Based on these preliminary findings we subsequently combined blood distribution with puncture site to establish a new risk stratification approach based on portal flow diversion, and speculated that this approach is superior than using puncture site in the identification of patients at different risk of post-TIPS overt HE. In our cohort, patients presented with the SMV superiority type was associated with a significantly higher risk of the outcome, and the SV superiority type was related to a 43% decreased risk compared with the mixed type. Moreover, our hypothesis is supported by analyzing the change of serum ammonia level, in which the SMV group showed a substantially higher level within one month compared with the baseline level and the level of other two groups. Of note, we attempt to investigate the predictive value of flow diversion based on the portography after stent insertion, which might be more relevant to the outcome. However, portal flow was mostly diverted through TIPS shunt soon after stent placement and intrahepatic blood distribution was purely visual in some cases. Besides, the diversion degree in post-TIPS portography was affected by multiple factors (e.g. stent size and angle), making the results unreliable and reproduceable.

The cumulative rate of post-TIPS overt HE presented no difference between puncture of the left and right portal branch in the entire cohort as well as in subgroups of different flow diversion. This negative result could be explained on several grounds. First, most cases belonged to the mixed type which might not be affected by different puncture site. Second, previous studies suggested that puncture of the left branch has minimal impact on hepatic perfusion and less impairment on liver function since the left branch is smaller with fewer perfusion. However, atrophy of the right lobe and hypertrophy of the caudate and left lobe frequently occur in the presence of advanced cirrhosis [19,20,21]. Therefore, the effect of puncture site on post-TIPS overt HE is heterogeneous and flow diversion based on portography is a more reliable and accurate approach in the prediction of the outcome.

Our study is of clinical relevance as it reveals another independent risk factor for post-TIPS overt HE. For patients present with SMV superiority type under portography, under-dilated strategy to achieve a higher post-TIPS PPG may be an optimal choice [22, 23], and this subgroup of patients may benefit from pharmacological prophylaxis due to the positive results of the latest RCT [24]. Moreover, the incidence of overt HE in the SMV group was far beyond the reported ranges [4], and these patients were those with type A but were mis-punctured the left portal branch or type B but were mis-punctured the right branch.

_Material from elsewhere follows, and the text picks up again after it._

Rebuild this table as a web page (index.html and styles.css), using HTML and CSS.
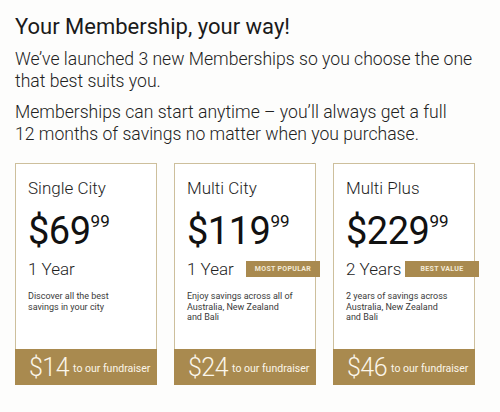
FILE: index.html
```html
<!DOCTYPE html>
<html>
<head>
<meta charset="utf-8">
<link rel="stylesheet" href="styles.css">
</head>
<body>
<div class="page">
  <h1 class="title">Your Membership, your way!</h1>
  <p class="lead">We’ve launched 3 new Memberships so you choose the one<br>that best suits you.</p>
  <p class="lead lead-2">Memberships can start anytime – you’ll always get a full<br>12 months of savings no matter when you purchase.</p>
  <div class="cards">
    <div class="card">
      <div class="card-body">
        <div class="plan">Single City</div>
        <div class="price">$69<sup class="cents">99</sup></div>
        <div class="term">1 Year</div>
        <div class="desc">Discover all the best savings in your city</div>
      </div>
      <div class="fund"><span class="fund-amt">$14</span><span class="fund-txt">to our fundraiser</span></div>
    </div>
    <div class="card">
      <div class="card-body">
        <div class="plan">Multi City</div>
        <div class="price">$119<sup class="cents">99</sup></div>
        <div class="term">1 Year</div>
        <div class="desc">Enjoy savings across all of Australia, New Zealand and Bali</div>
      </div>
      <div class="badge">MOST POPULAR</div>
      <div class="fund"><span class="fund-amt">$24</span><span class="fund-txt">to our fundraiser</span></div>
    </div>
    <div class="card">
      <div class="card-body">
        <div class="plan">Multi Plus</div>
        <div class="price">$229<sup class="cents">99</sup></div>
        <div class="term">2 Years</div>
        <div class="desc">2 years of savings across Australia, New Zealand and Bali</div>
      </div>
      <div class="badge">BEST VALUE</div>
      <div class="fund"><span class="fund-amt">$46</span><span class="fund-txt">to our fundraiser</span></div>
    </div>
  </div>
</div>
</body>
</html>
```

FILE: styles.css
```css
html, body {
  margin: 0;
  padding: 0;
  background: #fdfdfc;
}
body {
  font-family: Roboto, "Liberation Sans", sans-serif;
  color: #1e1e1e;
  width: 500px;
  height: 412px;
  overflow: hidden;
}
.page {
  padding: 14px 15px 0 15px;
}
.title {
  margin: 0;
  font-size: 22px;
  font-weight: 400;
  line-height: 26px;
  color: #1a1a1a;
}
.lead {
  margin: 8px 0 0 0;
  font-size: 17.6px;
  font-weight: 300;
  line-height: 22px;
  width: 475px;
  white-space: nowrap;
  color: #222;
}
.lead-2 {
  margin-top: 9px;
}
.cards {
  display: flex;
  gap: 17px;
  margin-top: 18px;
}
.card {
  position: relative;
  width: 142px;
  height: 222px;
  box-sizing: border-box;
  border: 1px solid #cdbf9c;
  background: #fff;
  display: flex;
  flex-direction: column;
}
.card-body {
  flex: 1;
  padding: 13px 10px 0 12px;
}
.plan {
  font-size: 17px;
  font-weight: 300;
  line-height: 22px;
  color: #1e1e1e;
}
.price {
  margin-top: 12px;
  font-size: 38px;
  font-weight: 400;
  line-height: 40px;
  letter-spacing: -0.5px;
  color: #111;
}
.cents {
  font-size: 17px;
  vertical-align: top;
  position: relative;
  top: 2px;
  letter-spacing: 0;
  line-height: 17px;
}
.term {
  margin-top: 7px;
  font-size: 17px;
  font-weight: 300;
  line-height: 22px;
}
.desc {
  margin-top: 11px;
  font-size: 9px;
  line-height: 10.5px;
  color: #3a3a3a;
  padding-right: 10px;
}
.badge {
  position: absolute;
  right: -5px;
  top: 97px;
  width: 74px;
  height: 16px;
  background: #a98a4f;
  color: #f3ead8;
  font-size: 7px;
  font-weight: 700;
  letter-spacing: 0.3px;
  display: flex;
  align-items: center;
  justify-content: center;
}
.fund {
  height: 36px;
  margin: 0 -1px -1px -1px;
  background: #a98a4f;
  color: #fbf6ea;
  display: flex;
  align-items: center;
  padding-left: 14px;
  gap: 4px;
  white-space: nowrap;
}
.fund-amt {
  font-size: 25px;
  font-weight: 300;
  letter-spacing: -0.5px;
}
.fund-txt {
  font-size: 10.5px;
  font-weight: 400;
  padding-top: 3px;
}
```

Since several modalities were developed to visualize the portal system which provides not only anatomical but hemodynamic information [25,26,27], novel techniques may aid clinicians to visualize blood distribution before procedure and select appropriate portal branch.

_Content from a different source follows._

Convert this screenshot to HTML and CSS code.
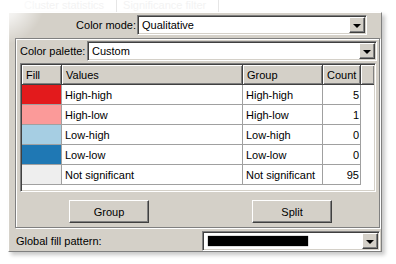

Potential limitations exist in the present study. First, patients in the SV group and SMV group were relatively small, limiting the ability to draw firm conclusions. Second, other outcomes such as shunt dysfunction and mortality were not assessed in our study, which were reported to have a correlation with different puncture site [9, 10, 13], though the results were controversial. Third, the reliability of identification of portal flow diversion may be confounded by different catheter position and different contrast dose, and standardized portography protocol should be generated. Forth, potential bias is inherent due to the retrospective nature and single-center design, and prospective studies are warranted to validate these results.

In conclusion, this study showed that in three quarters of patients submitted to TIPS the blood from SV and SMV were fully mixed in the intrahepatic portal system, and for patients with SMV superiority type the risk of post-TIPS overt HE increased significantly. Portal flow diversion based on portography is more reliable and accurate than puncture site in the stratification of patients at different risk of the outcome, which has the potential to affect decision-making by achieving preprocedural visualization of blood distribution.